Best British export since the Beatles

July 09, 2000|By George F. Will

LONDON -- An old cartoon showed a father addressing a boy absorbed in a book. In the caption the father said: "Always reading. Ain't you got a mind of your own?" Bookishness is not a widespread problem of today's television-watching, video game-playing, Web-surfing youth, but here comes the most eagerly awaited British export since the Beatles -- a book.

The fourth in the projected series of seven Harry Potter novels, "Harry Potter and the Goblet of Fire," arrived last week and, propelled by young readers, will instantly top all fiction best-seller lists, perhaps staying there until publication of the fifth installment.

For her achievement, author J.K. Rowling recently was made an Officer of the British Empire, elevated to that glory by the Queen's birthday honors list. There is no longer a British empire, but Ms. Rowling, in fiction and in her life, knows something about creating alternative realities, a theme of many classics of children's literature (e.g., Peter Pan, and C.S. Lewis' Narnia chronicles).

Not long ago Ms. Rowling was a single mother living on welfare in an unheated Edinburgh flat. She would push a stroller through the streets until her young daughter fell asleep, then she would nurse a cup of coffee in a warm cafe while she wrote about a bespectacled 11-year-old orphan boy whose parents were wizards.

Nine British publishers rejected her first Harry Potter manuscript. A few years, later the first three Harry Potter novels occupied the top three positions on the New York Times hardback best-seller list, and the paperback editions of the first two were Nos. 1 and 2 among paperback best sellers.

Some authors and publishers get sniffy about including on that list books read primarily (although by no means exclusively) by children. But considering the rubbishy fiction that sells well, the list is elevated by Harry Potter novels. And note the unchildlike syntax -- slightly arch and foreshadowing irony -- of the first sentence of the first novel: "Mr. and Mrs.
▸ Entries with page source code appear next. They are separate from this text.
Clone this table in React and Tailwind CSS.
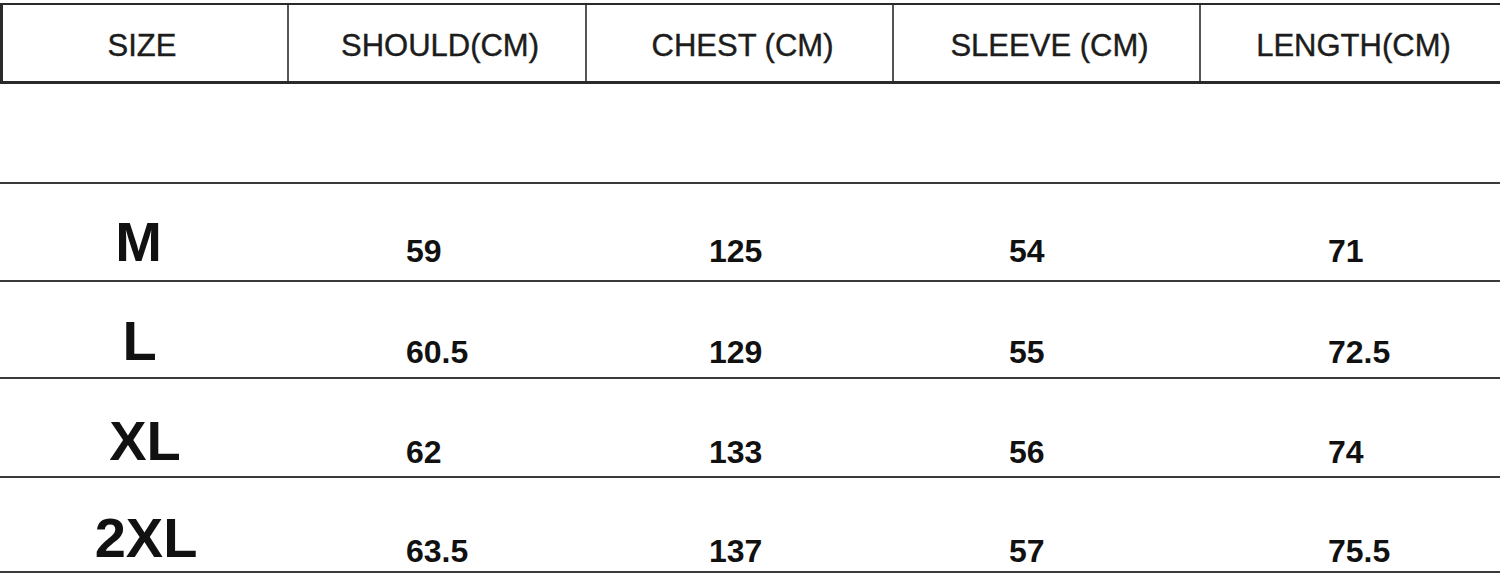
import React from 'react';

const headers = ['SIZE', 'SHOULD(CM)', 'CHEST (CM)', 'SLEEVE (CM)', 'LENGTH(CM)'];
const headPad = ['pr-[6px]', 'pl-[6px]', 'pl-[6px]', 'pl-[6px]', 'pl-[6px]'];

const rows = [
  { size: 'M', vals: ['59', '125', '54', '71'], h: 'h-[98px]', lp: 'pb-[10px] pr-[10px]', np: 'pb-[13px]' },
  { size: 'L', vals: ['60.5', '129', '55', '72.5'], h: 'h-[97px]', lp: 'pb-[8px] pr-[8px]', np: 'pb-[9px]' },
  { size: 'XL', vals: ['62', '133', '56', '74'], h: 'h-[99px]', lp: 'pb-[7px] pl-[3px]', np: 'pb-[8px]' },
  { size: '2XL', vals: ['63.5', '137', '57', '75.5'], h: 'h-[97px]', lp: 'pb-[5px] pl-[5px]', np: 'pb-[4px]' },
];

const valPad = ['pl-[119px]', 'pl-[124px]', 'pl-[117px]', 'pl-[129px]'];

function HeaderRow() {
  return (
    <div className="mt-[3px] h-[81px] grid grid-cols-[284px_298px_307px_307px_1fr] border-t-2 border-b-[3px] border-l-[3px] border-[#2a2a2a]">
      {headers.map((h, i) => (
        <div
          key={h}
          className={
            'flex items-center justify-center pt-1 text-[31px] leading-none text-[#1c1c1c] [-webkit-text-stroke:0.4px_#1c1c1c] ' +
            headPad[i] +
            (i > 0 ? ' border-l-2 border-[#555]' : '')
          }
        >
          {h}
        </div>
      ))}
    </div>
  );
}

export default function App() {
  return (
    <div className="w-[1500px] h-[578px] bg-white overflow-hidden font-['Liberation_Sans',Arial,sans-serif]">
      <HeaderRow />
      <div className="h-[98px]" />
      {rows.map((r, idx) => (
        <div
          key={r.size}
          className={
            r.h +
            ' grid grid-cols-[287px_298px_307px_307px_1fr] border-t-2 border-[#3a3a3a]' +
            (idx === rows.length - 1 ? ' border-b-2' : '')
          }
        >
          <div className={'flex items-end justify-center text-[56px] font-bold leading-none text-[#111] ' + r.lp}>
            {r.size}
          </div>
          {r.vals.map((v, i) => (
            <div key={i} className={'flex items-end text-[32px] font-bold leading-none text-[#111] ' + valPad[i] + ' ' + r.np}>
              {v}
            </div>
          ))}
        </div>
      ))}
    </div>
  );
}
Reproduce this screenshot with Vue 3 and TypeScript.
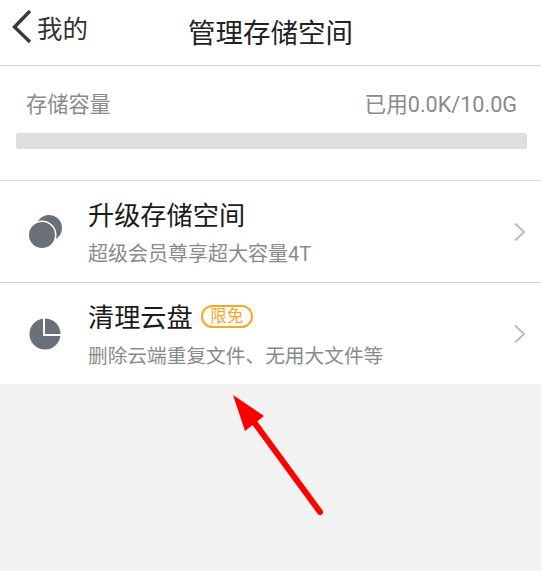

Dursley, of number four, Privet Drive, were proud to say that they were perfectly normal, thank you very much."

Petunia and Vernon Dursley, Harry's aunt and uncle, and their obese, spoiled son Dudley (he has two rooms, one for his surplus toys) give normality a bad name.

Harry, a Harry Hotspur for the younger set, is decidedly not normal. He acquired a lightning bolt-shaped scar on his forehead in the clash with the evil Voldemort that killed his parents. Harry is consigned to live with the Dursleys, who force him to live in a spider-infested cupboard, until he boards the train (at Track Nine and Three-Quarters, King's Cross Station) for Hogwarts School of Witchcraft and Wizardry, where exams are exacting:

"Professor Flitwick called them one by one into his class to see if they could make a pineapple tap dance across a desk. Professor McGonnagall watched them turn a mouse into a snuffbox -- points were given for how pretty the snuffbox was, but taken away if it had whiskers."

C.S. Lewis, author of brilliant Christian apologetics, had a not-at-all-hidden agenda in the Narnia chronicles: He was asserting that a longing for the supernatural is natural. Ms. Rowling's aim, aside from robust fun, seems to be to show the complexity of children, and the ambiguities of childhood -- the delights and fears of separation and exploration. She accomplishes this by having Harry respond as a normal boy would to his own, and others', abnormal powers. And he is a boy's boy in his absorption with the game of Quidditch, which is played on flying brooms, with the Seeker (Harry's position) trying to catch the Golden Snitch, a winged ball.

Ms. Rowling has a Dickensian flair for names. The Hogwarts headmaster is Albus Dumbledore, the nasty student is Draco Malfoy (his sidekicks are Crabbe and Goyle). Harry's house at Hogwarts is Griffindor, Goyle's is Slytherin. Because these names are now household words, Ms. Rowling's American publisher, Scholastic Press, expects sales from the first four Harry Potter novels to reach $100 million. Warner Bros. says licensing deals -- for children's shampoo and invisibility cloaks and the like -- may generate 10 times as much. That's right, $1 billion.

But the grand fact is that all this fluff depends upon something solid, simple and supposedly old-fashioned: a book.

Harry, who is a year older in each volume, will be 17 when the projected series is completed. A wizard in puberty. Should be another page-turner.

George F. Will is a syndicated columnist.